Usando os mais variados
artifícios para captar imagens, Bowfinger passaria a perseguir
Ramsey e o
colocaria em situações absurdas e outras de perigo, todas para se encaixarem no
script, porém, fugindo completamente da rotina do astro. O elenco é convencido
que o intérprete tem uma maneira peculiar de atuar e construir seus personagens, assim aceitam
gravar suas cenas mantendo generosa distância dele, mas que após uma caprichada
edição pareceria que estavam de fato dividindo o mesmo set de filmagens. Os
atores então declamam estranhas falas e com exageradas entonações e as vezes
são percebidos por Ramsey que tem reações ainda mais esdrúxulas acreditando
estar sendo perseguido por extraterrestres. A equipe na frente e atrás das
câmeras, composta em sua maioria por antigos colaboradores de Bowfinger que
também estavam ávidos por uma oportunidade de trabalho, reúne os mais variados
perfis e estereótipos, com destaque para Carol (Christine Baranski), uma
decadente, porém, entusiasmada atriz, e Dave (Jamie Kennedy), o fiel escudeiro
do produtor. Já a novata da trupe, Daisy (Heather Graham), é o estereótipo da
moça do interior que chega a cidade grande cheia de ambições e para realizar
seu sonho de ser atriz não pensa duas vezes antes de lançar mão de seus
atributos físicos e malícia.
São hilárias e de extrema
criatividade as cenas em que a trupe é deslocada para os locais frequentados
por Ramsey, todos entusiasmados acreditando estarem realizando um trabalho que
vai entrar para a História do cinema pelo método diferenciado de filmagens. O
protagonista desavisado pensa estar enlouquecendo sendo perseguido por tanta
gente agindo estranhamente e decide seguir os conselhos do guru Terry Stricter
(Terence Stamp) que sugere um retiro espiritual para espairecer, assim
Bowfinger precisa de um plano B rapidamente. O diretor então abre audições para
contratar um dublê para substituir Ramsey e para sua surpresa e sorte encontra
Jiff (também vivido por Murphy), mais que um sósia idêntico a Ramsey,
simplesmente o próprio irmão do ator. O rapaz é extremamente atrapalhado e
tímido, mas isso não é problema algum já que Bowfinger deixa claro que quer um
empolgante thriller de ação com toques de sobrenatural, assim o importante não
são os diálogos e sim o corre-corre, uma divertida crítica a falta de conteúdo
dos longas que investem em doses cavalares de adrenalina e fiapos de histórias.

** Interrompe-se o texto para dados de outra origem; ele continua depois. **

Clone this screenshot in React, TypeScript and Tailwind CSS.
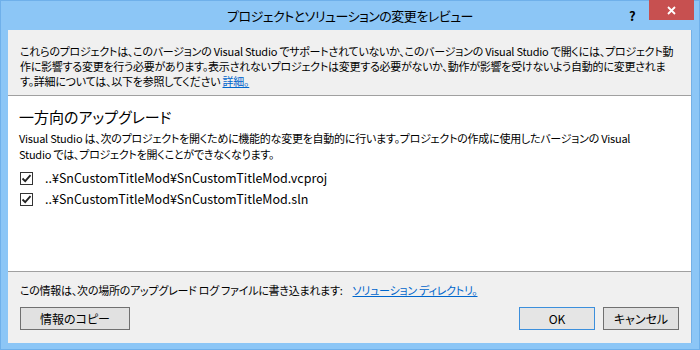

Claro que com a entrada do
substituto as confusões nas filmagens só aumentam, ainda mais quando ele
descobre ter talento, ou melhor, certa desenvoltura para atuar, obviamente para
os padrões de uma produção que flerta com o luxo e o lixo da indústria de
Hollywood. Dessa forma, o longa usa e abusa de situações de extremo nonsense,
mas jamais capengando para o humor escrachado e constrangedor. O segredo de Os Picaretas é uma trama relativamente
simples e objetiva, buscando o humor na identificação com as várias referências
a respeito do mundo do cinema que acaba sendo homenageado apesar de toda a
sátira, principalmente envolvendo a crítica escancarada a guerra de egos que
faz parte deste universo. A parceria do veterano ator com Oz foi revitalizada
aqui. No final da década de 1980 o cineasta o dirigiu em Os
Safados que viria a se tornar um clássico da comédia com seu humor
inteligente que unia a picardia de Martin ao estilo contido e sarcástico de
Michael Caine. A dupla voltou a trabalhar junto em Como Agarrar Um
Marido, mas só voltou a acertar o compasso com este longa, projeto em que
ambos pareciam muito inspirados.
Oz vinha no embalo do sucesso de seu trabalho anterior, o divertidíssimo Será Que Ele É?, que Martin deixou de protagonizar por não se sentir preparado para dar vida a um homossexual. Felizmente a redenção veio com Bowfinger, um simpático trambiqueiro que conquista o espectador facilmente. Apesar de focar em ganhar dinheiro, no fundo sentimos que o produtor é um amante de cinema e busca sua realização pessoal, mesmo se dedicando a produções um tanto toscas. Os créditos iniciais com a câmera passeando por seu escritório repleto de objetos, fotos e pôsteres alusivos a sétima arte evidenciam sua paixão. Com seu conhecido estilo de soltar piadas sarcásticas com elegância ímpar, Martin prova mais uma vez que, apesar de também ser adepto do humor pastelão, sabe como poucos atuar em comédias com conteúdo e ainda assim genuinamente divertidas. Murphy também se sai bem com dois papéis totalmente opostos, mas seu traquejo faz transparecer que a mudança de perfis é coisa fácil. O resultado da união destes sinônimos da comédia ianque rendeu elogios rasgados da crítica, merecida atenção para uma produção que atinge o perfeito equilíbrio entre o sofisticado e o popular, sem nunca ser papo cabeça demais e tampouco descambar para o chulo.